Selfie. Just reading that word probably got a reaction from you.
That’s because taking a selfie has become a rather popular and somewhat derided activity.
- You can’t go anywhere without seeing a person taking a selfie or watching another make fun of the person taking a selfie.
- You see people take selfies at concerts, political rallies, celebrity sightings, family gatherings, church picnics, scenic vistas, airports, cafes and even the Oscars. Or, frighteningly, the guy driving the car next to you in traffic.
How on Earth did we get here? Don’t we know what we look like? Why are we taking photos of our own faces?
Moreover, what does this tell us about ourselves?
For the few remaining people out there who don’t know about selfies, it’s simply taking a picture of yourself while looking at the camera. The advent of digital cameras led to the practice taking off.
Oxford Dictionaries named “selfie” its word of the year in 2013, recognizing its widespread use.
Explore: NEC’s Sociology Degrees
Most of you know how popular selfies have become simply through experience. But if you want statistics to back up what you are seeing:
- 26% of Americans have shared a selfie on a social media site, according to a 2014 report from the Pew Research Center. That includes 55% of Millennials.
And that’s just the ones that were shared on social media. That doesn’t count the one you took of your new haircut and texted to your friends.
Who Selfies and How Often?
As the Pew Research Center report showed, selfies are particularly popular with younger people. But plenty of Generation Xers take selfies, as well. And then there are senior citizens such as this guy, who is trying to beat the retweet record set by Ellen DeGeneres at the Oscars.
It probably comes as no surprise that researchers have studied selfies in depth. A recent project called Selfiecity looked at tens of thousands of selfies from around the world. The cities included New York City, Berlin, Moscow, Bangkok, and Sao Paulo.
- Some of what was found was finely grained, such as the fact that women strike more dramatic poses in selfies than men, including tilting their head at more extreme angles, and that people smile more in New York City than they do Berlin.
- Also, no matter what city in the world, women take more selfies than men.
Certainly, there seems to be something going on here beyond just vanity. And it’s happening a lot, with Selfiecity able to scrape 20,000 selfies from social media from each city in just one week in December 2014.
Other Research on Selfies
The demographics of selfie-taking are interesting. The International Journal of Communication reported in 2015 found that whites posted fewer selfies than blacks and Latinos, and that men generally dismissed selfies as something that’s “OK for girls” but not for them.
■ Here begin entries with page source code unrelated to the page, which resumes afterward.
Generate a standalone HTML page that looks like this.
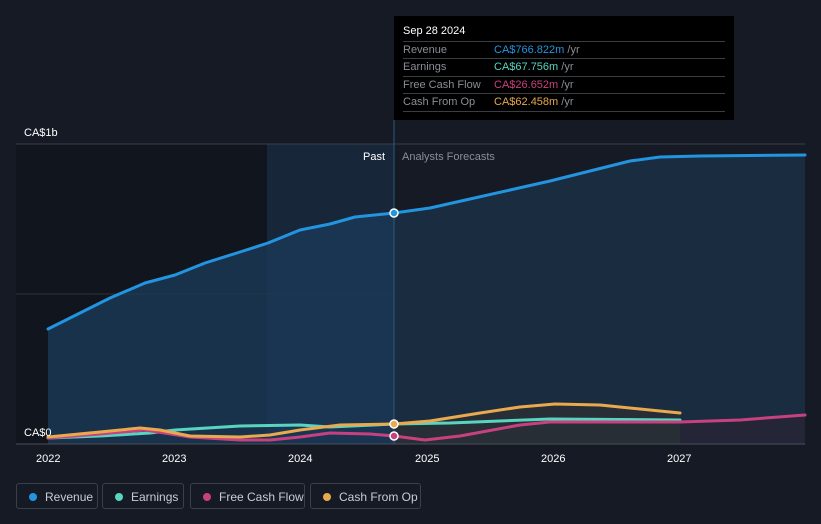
<!DOCTYPE html>
<html><head><style>
body{margin:0;background:#151a25;font-family:"Liberation Sans",sans-serif;}
.wrap{position:relative;width:821px;height:524px;overflow:hidden;background:#151a25}
.tip{position:absolute;left:394px;top:16px;width:340px;height:104px;background:#000;color:#fff;font-size:11px}
.tip .h{position:absolute;left:9px;top:9px;font-size:11px}
.row{position:absolute;left:9px;width:322px;border-top:1px solid #3a3d44;height:17px;line-height:17px;color:#8a8e96}
.row span{position:absolute;left:91px}
.row i{font-style:normal;color:#8a8e96}
.leg{position:absolute;top:483px;height:26px;border:1px solid #3a3f4a;border-radius:3px;color:#c9ccd2;font-size:12px;line-height:26px;box-sizing:border-box}
.leg b{display:inline-block;width:8px;height:8px;border-radius:50%;margin:0 8px 0 12px;vertical-align:0}
</style></head><body><div class="wrap">
<svg width="821" height="524" style="position:absolute;left:0;top:0">
<rect x="16" y="144" width="251" height="300" fill="#11151d"/>
<rect x="267" y="144" width="127" height="300" fill="#172739"/>
<line x1="16" y1="144" x2="805" y2="144" stroke="#3a3f48"/>
<line x1="16" y1="294" x2="805" y2="294" stroke="#2c313b"/>
<path d="M48,329 L80,313 110,298 145,283 175,275 205,263 240,252 268,243 300,230 330,224 355,217 394,213 L394,444 L48,444Z" fill="#1b3a57" opacity="0.8"/>
<path d="M394,213 L430,208 470,199 510,190 550,181 590,171 630,161 660,157 700,156 805,155 L805,444 L394,444Z" fill="#1a2d40"/>
<path d="M394,424 L430,421 480,413 520,407 555,404 600,405 680,413 L680,444 394,444Z" fill="#2a2e32" opacity="0.8"/>
<path d="M680,422 L740,420 805,415 L805,444 680,444Z" fill="#2a2333" opacity="0.7"/>
<line x1="394" y1="120" x2="394" y2="444" stroke="#2b5a80"/>
<line x1="16" y1="444" x2="805" y2="444" stroke="#4a4f58"/>
<g fill="none" stroke-width="3" stroke-linejoin="round" stroke-linecap="round">
<path stroke="#2394df" d="M48,329 L80,313 110,298 145,283 175,275 205,263 240,252 268,243 300,230 330,224 355,217 394,213 430,208 470,199 510,190 550,181 590,171 630,161 660,157 700,156 805,155"/>
<path stroke="#58d4c0" d="M48,438 L100,436 150,433 175,430 240,426 300,425 330,427 394,424 450,423 550,419 680,420"/>
<path stroke="#c8417f" d="M48,438 L100,434 145,430 190,437 240,440 270,440 300,437 330,433 370,434 394,436 425,440 460,436 520,425 550,422 680,422 740,420 805,415"/>
<path stroke="#e8a94f" d="M48,437 L100,432 140,428 160,430 190,436 240,437 270,435 300,430 340,425 394,424 430,421 480,413 520,407 555,404 600,405 680,413"/>
</g>
<circle cx="394" cy="213" r="4" fill="#2394df" stroke="#fff" stroke-width="1.5"/>
<circle cx="394" cy="424" r="4" fill="#e8a94f" stroke="#fff" stroke-width="1.5"/>
<circle cx="394" cy="436" r="4" fill="#c8417f" stroke="#fff" stroke-width="1.5"/>
<g font-size="11" fill="#fff">
<text x="24" y="136">CA$1b</text>
<text x="24" y="436">CA$0</text>
<text x="363" y="160">Past</text>
<text x="402" y="160" fill="#8a8e96">Analysts Forecasts</text>
<text x="36" y="462">2022</text><text x="162" y="462">2023</text><text x="288" y="462">2024</text>
<text x="415" y="462">2025</text><text x="541" y="462">2026</text><text x="667" y="462">2027</text>
</g>
</svg>
<div class="tip"><div class="h">Sep 28 2024</div>
<div class="row" style="top:25px">Revenue<span style="color:#2394df">CA$766.822m <i>/yr</i></span></div>
<div class="row" style="top:42px">Earnings<span style="color:#58d4c0">CA$67.756m <i>/yr</i></span></div>
<div class="row" style="top:60px">Free Cash Flow<span style="color:#c8417f">CA$26.652m <i>/yr</i></span></div>
<div class="row" style="top:77px">Cash From Op<span style="color:#e8a94f">CA$62.458m <i>/yr</i></span></div>
<div class="row" style="top:95px;height:0"></div>
</div>
<div class="leg" style="left:16px;width:82px"><b style="background:#2394df"></b>Revenue</div>
<div class="leg" style="left:102px;width:82px"><b style="background:#58d4c0"></b>Earnings</div>
<div class="leg" style="left:190px;width:115px"><b style="background:#c8417f"></b>Free Cash Flow</div>
<div class="leg" style="left:310px;width:111px"><b style="background:#e8a94f"></b>Cash From Op</div>
</div></body></html>
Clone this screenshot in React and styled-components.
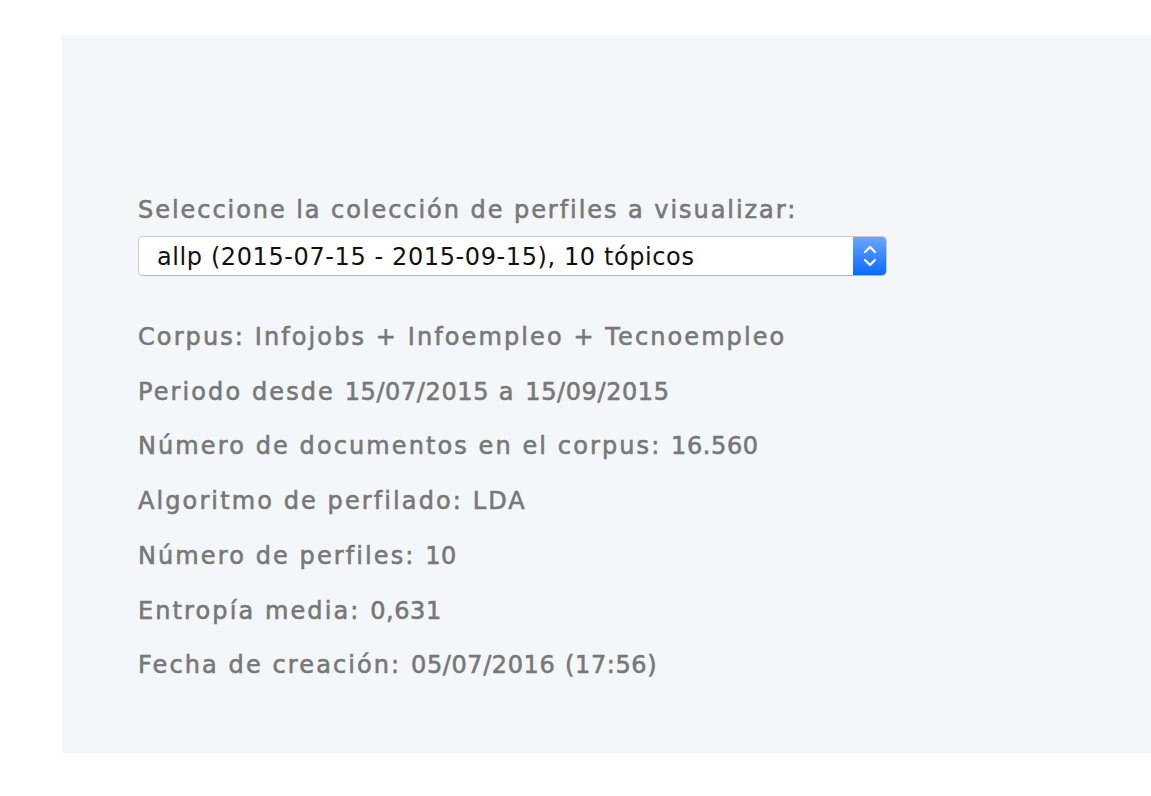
import styled, { createGlobalStyle } from "styled-components";

const GlobalStyle = createGlobalStyle`
  body {
    margin: 0;
    background: #ffffff;
    font-family: "DejaVu Sans", "Open Sans", sans-serif;
  }
`;

const Page = styled.div`
  padding: 35px 0 0 62px;
  height: 796px;
  box-sizing: border-box;
`;

const Panel = styled.section`
  background: #f4f7fa;
  height: 718px;
  box-sizing: border-box;
  padding: 160px 0 0 76px;
`;

const Label = styled.label`
  display: block;
  color: #787878;
  font-size: 24px;
  line-height: 30px;
  letter-spacing: 1.95px;
  -webkit-text-stroke: 0.6px #787878;
`;

const SelectBox = styled.div`
  display: flex;
  width: 749px;
  height: 40px;
  margin-top: 11px;
  box-sizing: border-box;
  border: 1px solid #c9c9c9;
  border-bottom-color: #b3b3b3;
  border-radius: 5px;
  background: #fff;
  overflow: hidden;
`;

const NativeSelect = styled.select`
  flex: 1;
  appearance: none;
  border: none;
  outline: none;
  background: transparent;
  padding: 2px 0 0 18px;
  font-family: "DejaVu Sans", "Open Sans", sans-serif;
  font-size: 24px;
  color: #111;
  letter-spacing: 0.6px;
`;

const Stepper = styled.div`
  width: 33px;
  display: flex;
  align-items: center;
  justify-content: center;
  background: linear-gradient(#6aa6ff, #0a6bff);
`;

const InfoList = styled.div`
  margin-top: 34px;
`;

const Info = styled.p`
  margin: 0;
  color: #787878;
  font-size: 24px;
  line-height: 54.7px;
  letter-spacing: 2.1px;
  -webkit-text-stroke: 0.6px #787878;
`;

// numbers are narrower in the original font
const Num = styled.span`
  letter-spacing: 0.6px;
`;

const lines = [
  "Corpus: Infojobs + Infoempleo + Tecnoempleo",
  "Periodo desde 15/07/2015 a 15/09/2015",
  "Número de documentos en el corpus: 16.560",
  "Algoritmo de perfilado: LDA",
  "Número de perfiles: 10",
  "Entropía media: 0,631",
  "Fecha de creación: 05/07/2016 (17:56)",
];

const withNumbers = (text) =>
  text.split(/(\(?\d[\d/.,:]*\)?)/).map((part, i) =>
    i % 2 ? <Num key={i}>{part}</Num> : part
  );

export default function App() {
  return (
    <Page>
      <GlobalStyle />
      <Panel>
        <Label htmlFor="coleccion">Seleccione la colección de perfiles a visualizar:</Label>
        <SelectBox>
          <NativeSelect id="coleccion" defaultValue="allp">
            <option value="allp">allp (2015-07-15 - 2015-09-15), 10 tópicos</option>
          </NativeSelect>
          <Stepper>
            <svg width="14" height="24" viewBox="0 0 14 24" fill="none" stroke="#fff" strokeWidth="2.2" strokeLinecap="round" strokeLinejoin="round">
              <path d="M2 8 L7 3 L12 8" />
              <path d="M2 16 L7 21 L12 16" />
            </svg>
          </Stepper>
        </SelectBox>
        <InfoList>
          {lines.map((t) => (
            <Info key={t}>{withNumbers(t)}</Info>
          ))}
        </InfoList>
      </Panel>
    </Page>
  );
}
Incidentally, there’s proof that women take selfies more safely than men. A Journal of Family Medicine and Primary Care study found that nearly three-fourths of selfie-related deaths (72.5%) from 2011 to 2017 involved men.
Why We Selfie
Well, no one is sure. Calling people vain, or saying we live in a narcissistic society, are far too general statements to account for millions of people taking photos of themselves and sharing them online. There must be something more.
Here are some theories to help explain selfie mania.
- We do it because technology allows us to do it. That theory, shared on ThoughtCo., posits that technology has freed the self-portrait from the world of artists and put it into the hands of everyone.
- Selfies are part of “identity work,” meaning what we all do to present ourselves in a way that we want people to see us.
- Selfies are a social activity, as they are meant to be shared with others.
- Selfies are a kind of meme, a way of offering communication that replicates itself. (Every selfie, after all, is basically a picture of someone taken at arm’s length.)
- Everyone just wants to be a bit more like Kim Kardashian. (Kidding!)
As for the criticism, it should be noted that whether it’s justified or not, in articles on the topic, these words occur repeatedly: narcissistic, self-absorbed, vain, shallow, and self-aggrandizing.
Expect research into selfies to continue, so long as selfies stay popular.